For some of you, it might be hard to socialize with a complete strangers. But do you realize that all of your best friends now were used to be a stranger for you. Time changes it all.
But first, before knowing the way how to get new friends, you need to know what type of friends you are going to aim. Broadly speaking, there are three types of friends:
First type of friend is “Hi-Bye” friends or usually called as acquaintances. These are people whom you meet as your co-worker or classmates. You say hi when you meet each other and say bye at the end of the day. That’s it, after you both are apart or not working on the same line again, the friendship slowly gone.
The second is Regular friends. These friends are your social friends, activity buddies you meet up every now and then to catch-up or hang out with. You can generally talk about common things you both enjoy talking of.
The last type is True soul friends or what we know as best friends. These friends are the friends you can talk about anything and everything with, even it is a nonsense or an embarrassing thing. You may or may not meet up every day, but it doesn’t matter at all, because your friendship’s strength is not again only determined by how frequently you meet up. These are the friends whom can be trusted to be there for you whenever you need them, and they will go the extra mile for you.
Mostly we have the type one of friend, which is the hi-bye friend. We probably have a lot of hi-bye friends more than we can count. No matter if you just want to make normal friends or best friends, you can do that by following these tips and tricks on getting to know your stranger step by step until they become your other half.
1. Shoo The Ghost Messing Up With Your Head
One of the most typical reasons you don’t want to start the conversation is that over-thinking happens in your mind. You think too much about what if he doesn’t recognize me, what if she doesn’t want to be my friends, and other “what if” your head make. The first key of making friends is to get rid of those unreasonable minds. Get the courage to greet them and break the ice, once that happen, he or she will be no longer a stranger for you.

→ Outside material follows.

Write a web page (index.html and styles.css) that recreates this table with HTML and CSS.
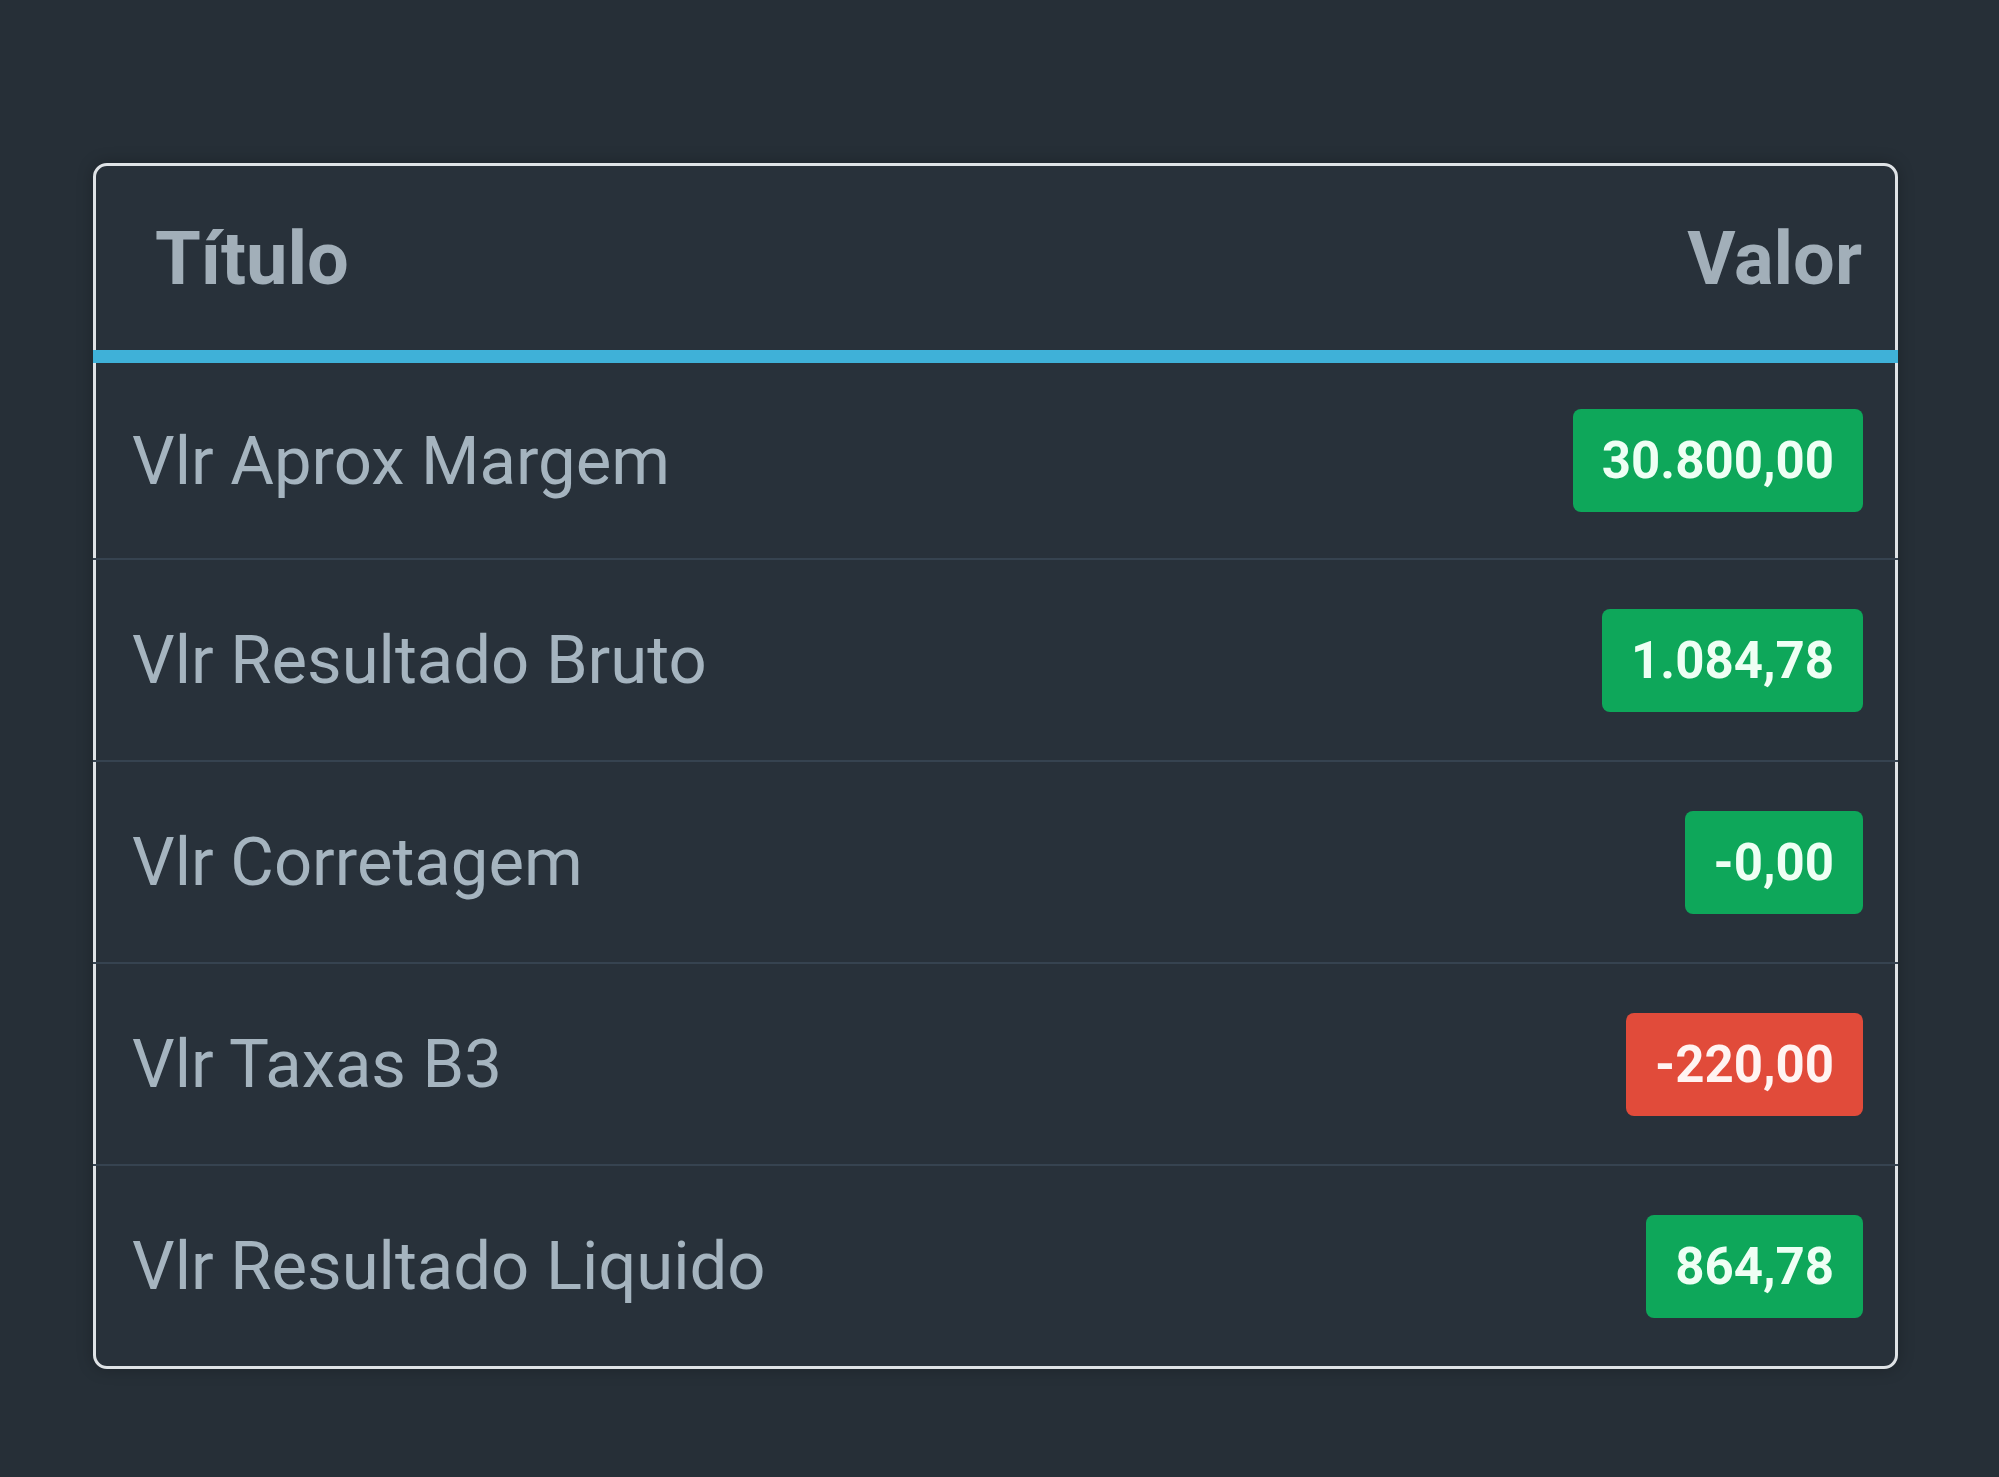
FILE: index.html
```html
<!DOCTYPE html>
<html>
<head>
    <meta charset="utf-8">
    <title> Resultado </title>
    <link rel="stylesheet" href="styles.css">
</head>
<body>
    <div class="card">
        <div class="head">
            <span>Título</span>
            <span>Valor</span>
        </div>
        <div class="rule"></div>

        <div class="row first">
            <span class="label">Vlr Aprox Margem</span>
            <span class="badge green">30.800,00</span>
        </div>
        <div class="row">
            <span class="label">Vlr Resultado Bruto</span>
            <span class="badge green">1.084,78</span>
        </div>
        <div class="row">
            <span class="label">Vlr Corretagem</span>
            <span class="badge green">-0,00</span>
        </div>
        <div class="row">
            <span class="label">Vlr Taxas B3</span>
            <span class="badge red">-220,00</span>
        </div>
        <div class="row">
            <span class="label">Vlr Resultado Liquido</span>
            <span class="badge green">864,78</span>
        </div>
    </div>
</body>
</html>
```

FILE: styles.css
```css
* {
    box-sizing: border-box;
    font-family: Roboto, "Liberation Sans", sans-serif;
}

:root {
    --page:   #262f37;
    --card:   #28313a;
    --edge:   #dfe3e6;
    --line:   #364350;
    --blue:   #3fb1d8;
    --head:   #a2afb9;
    --text:   #a5b4bf;
    --green:  #0ea75a;
    --red:    #e14b3a;
}

body {
    margin: 0;
    padding: 163px 101px 0 93px;
    min-height: 100vh;
    background-color: var( --page );
}

.card {
    border: 3px solid var( --edge );
    border-radius: 14px;
    background-color: var( --card );
    box-shadow: 0 0 16px rgba( 0, 0, 0, 0.25 );
}

.head {
    height: 184px;
    padding: 0 33px 0 59px;
    display: flex;
    align-items: center;
    justify-content: space-between;

    color: var( --head );
    font-size: 74px;
    font-weight: bold;
}

/* the blue rule and the row lines run over the side borders */
.rule {
    height: 13px;
    margin: 0 -3px;
    background-color: var( --blue );
}

.row {
    height: 202px;
    margin: 0 -3px;
    padding: 0 35px 0 39px;
    display: flex;
    align-items: center;
    justify-content: space-between;
    border-top: 2px solid var( --line );
}

.row.first {
    height: 195px;
    border-top: none;
}

.label {
    color: var( --text );
    font-size: 67px;
}

.badge {
    height: 103px;
    padding: 0 29px;
    display: flex;
    align-items: center;
    border-radius: 8px;

    color: #eefff4;
    font-size: 51px;
    font-weight: bold;
}

.green {
    background-color: var( --green );
}

.red {
    background-color: var( --red );
    color: #fff4f2;
}
```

2. Start it With a Small Step with People You Know
Showing up yourself and making friends in a group consisting of bunch of people might be a little bit intimidating for some people. Lower down the pressure by start communicating with your inner circle of friends, for example people you are most familiar with. First you need to reach the acquaintances level of friendship. Then see if there are any cliques where you can join in the group. Once you have got into the topic, get to know your friends’ friends. And if it work, you might have some invitation to go out together, just say yes and have fun with your new team.

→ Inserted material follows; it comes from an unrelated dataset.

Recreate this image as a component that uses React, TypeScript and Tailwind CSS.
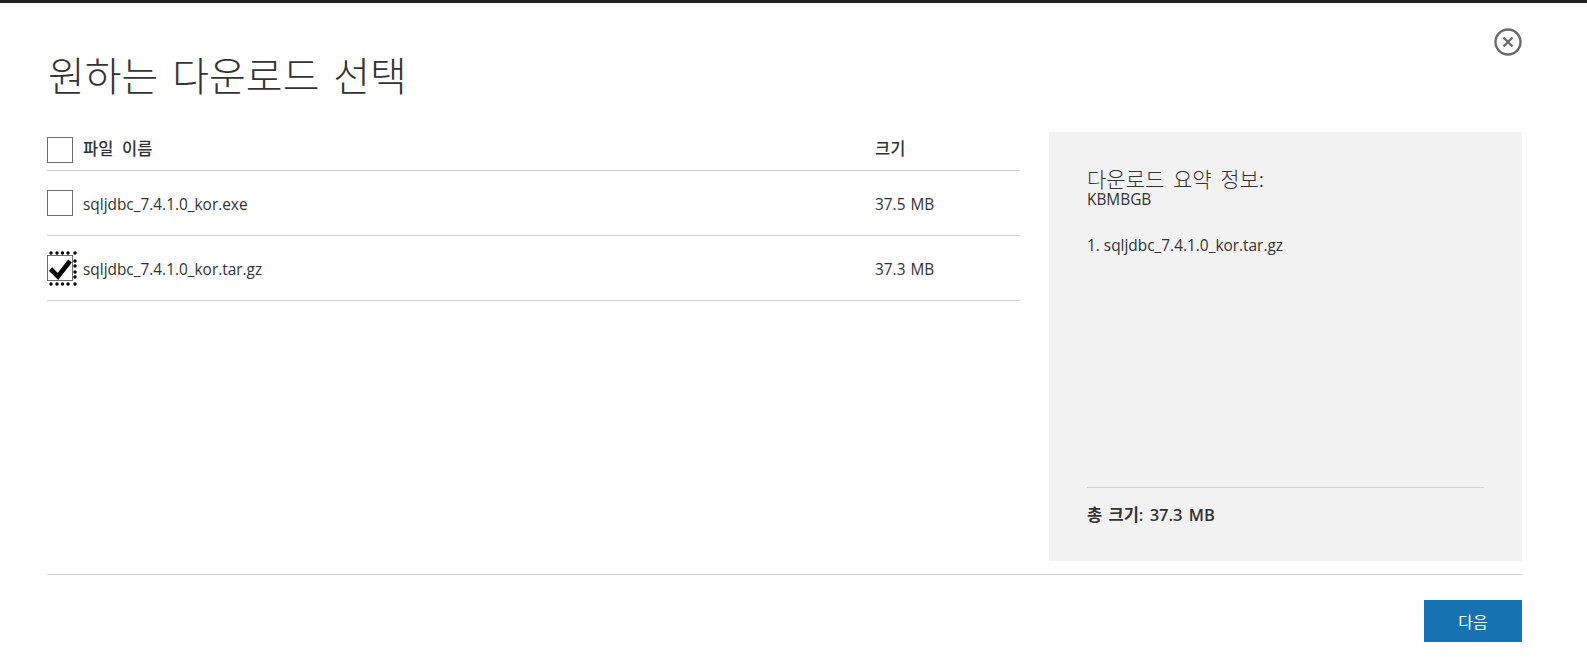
const dotsX = [4, 10, 15.5, 21, 28];
const dotsY = [10, 15, 21, 26];

const Checkbox = ({ checked, focused }: { checked?: boolean; focused?: boolean }) => (
  <span className="relative block w-[26px] h-[26px] shrink-0 border border-[#6d6d6d] bg-white">
    {checked && (
      <svg viewBox="0 0 26 26" className="absolute left-[-1px] top-[-1px] w-[26px] h-[26px]">
        <path d="M3.5 14 L11 21.5 L23 6" fill="none" stroke="#000" strokeWidth="4.6" />
      </svg>
    )}
    {focused && (
      <svg viewBox="0 0 30 35" className="absolute left-[-1px] top-[-5px] w-[30px] h-[35px]">
        {dotsX.map((x) => (
          <g key={x}>
            <circle cx={x} cy="2" r="1.7" fill="#000" />
            <circle cx={x} cy="33" r="1.7" fill="#000" />
          </g>
        ))}
        {dotsY.map((y) => (
          <circle key={y} cx="28" cy={y} r="1.7" fill="#000" />
        ))}
      </svg>
    )}
  </span>
);

const files = [
  { name: "sqljdbc_7.4.1.0_kor.exe", size: "37.5 MB" },
  { name: "sqljdbc_7.4.1.0_kor.tar.gz", size: "37.3 MB", checked: true },
];

export default function App() {
  return (
    <div className="w-[1587px] h-[663px] overflow-hidden bg-white border-t-[3px] border-[#222222] text-[#333333] font-['Open_Sans','Noto_Sans_CJK_KR',sans-serif]">
      <div className="relative pl-[47px] pr-[65px]">
        <button className="absolute right-[65px] top-[25px]">
          <svg viewBox="0 0 28 28" className="w-[28px] h-[28px]">
            <circle cx="14" cy="14" r="12.5" fill="none" stroke="#6b6b6b" strokeWidth="2.4" />
            <path d="M9.5 9.5 L18.5 18.5 M18.5 9.5 L9.5 18.5" fill="none" stroke="#6b6b6b" strokeWidth="2.4" />
          </svg>
        </button>
        <h1 className="pt-[44px] pl-[1px] h-[129px] text-[40px] leading-[54px] font-light [word-spacing:5px] font-['Noto_Sans_CJK_KR',sans-serif]">
          원하는 다운로드 선택
        </h1>
        <div className="flex h-[429px]">
          <div className="w-[973px] shrink-0">
            <div className="flex items-center h-[39px] border-b border-[#d2d2d2] pb-[2px]">
              <Checkbox />
              <span className="ml-[10px] w-[792px] text-[16.5px] leading-[20px] mb-[4px] font-medium [word-spacing:5px] font-['Noto_Sans_CJK_KR',sans-serif]">파일 이름</span>
              <span className="text-[16.5px] leading-[20px] mb-[4px] font-medium font-['Noto_Sans_CJK_KR',sans-serif]">크기</span>
            </div>
            {files.map((file) => (
              <div key={file.name} className="flex items-center h-[65px] border-b border-[#d2d2d2]">
                <Checkbox checked={file.checked} focused={file.checked} />
                <span className="ml-[10px] w-[792px] pt-[4px] text-[15.4px]">{file.name}</span>
                <span className="pt-[4px] text-[15.4px] [word-spacing:1px]">{file.size}</span>
              </div>
            ))}
          </div>
          <div className="ml-[29px] w-[473px] bg-[#f2f2f2] px-[38px] pt-[35px] pb-[35px] flex flex-col">
            <div className="text-[21px] leading-[23px] font-light [word-spacing:4px] font-['Noto_Sans_CJK_KR',sans-serif]">다운로드 요약 정보:</div>
            <div className="mt-[1px] text-[15.4px] leading-[17px]">KBMBGB</div>
            <div className="mt-[28px] text-[15.4px] leading-[20px]">1. sqljdbc_7.4.1.0_kor.tar.gz</div>
            <div className="mt-auto border-t border-[#d2d2d2] pt-[16px] text-[16.5px] leading-[22px] font-semibold [word-spacing:2px]">
              총 크기: 37.3 MB
            </div>
          </div>
        </div>
        <div className="mt-[13px] border-t border-[#d2d2d2] flex justify-end pt-[25px]">
          <button className="w-[98px] h-[42px] bg-[#1672b0] text-white text-[16px] font-['Noto_Sans_CJK_KR',sans-serif]">다음</button>
        </div>
      </div>
    </div>
  );
}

3. Get into The Middle of The Circle
Once you have more acquaintances, it’s time for you to extend it outward to people you don’t know, to make even more relations. You can start with joining meet-up groups based on your passion, for example group of hikers, group of cooking class, group of entrepreneurs, and so on. Other than that, you might want to attend workshops, become volunteer, and go to the parties.
4. Take The First Shot
Have you ever started a communication to strangers? I bet many of you haven’t done that. Actually, this is one of the most effective ways to get to know more to the strangers. By opening a conversation, you two will automatically find information about each other which is the thing that will build up your friendship.
5. Open Yourself More Towards your Friends
Open your heart and mind to create a good friendship. Listen to what your friends told you whole-heartedly, not just only hear them for now and then forget it. It will show how much you care about your friendship. Also be an open-minded person. Accept their opinions, critics, and suggestions. Those things will definitely be the key to a long last friendship.
6. Get to Know Your Friends
Friendship isn’t just about you or about your friends themselves. It’s about knowing each other equally. Understand what your friends’ like and dislike, what they are passionate for, how’s their everyday life, and so on. The more traits you know from your friends, the bigger the chance you will be best friends with them.
7. Be Genuine
What others will think of me? What should we say next? What happen if I did something wrong? Those are the things we often too caught up with. If we think too much about it, we are missing the whole point of a friendship. Do things you want to, not because you need to do. Care them like you would do to yourself. If you approach others genuinely, you will attract people who wants to connect with you genuinely too.
8. Just be Who You Really Are
Main rules of friendship, don’t change yourself to make new friends. That’s the worst thing to do. Just reveal your true identity. That way, your new friends will know you as you, not as somebody you are pretending to be. Once your friends know the true you, the decision to continue your friendship can be guaranteed.
9. Be Right There for Your Friends at The Very Moment
Friendship is a supportive union between two people or more. Be there for your friends who need you and give them support to pass their problems. And remember, help them because you want to, not because you are obliged to. Also don’t do so with the high expectations to be helped next time. Sometimes, good things are paid twice the amount of the good things you have done and it is not always in the same form with the good things you have done before.
10. Make a Way to Keep in Touch to Each Other
Once you have become inseparable with your friends, there will always a time to go apart from them. But don’t you worry, it’s not as bad as what you think. You can still have the time to reconnect with them. Spare one special occasion to be spent with your long distance friends. If you can manage to stay in touch to one another, your friendship will last until you grow old together.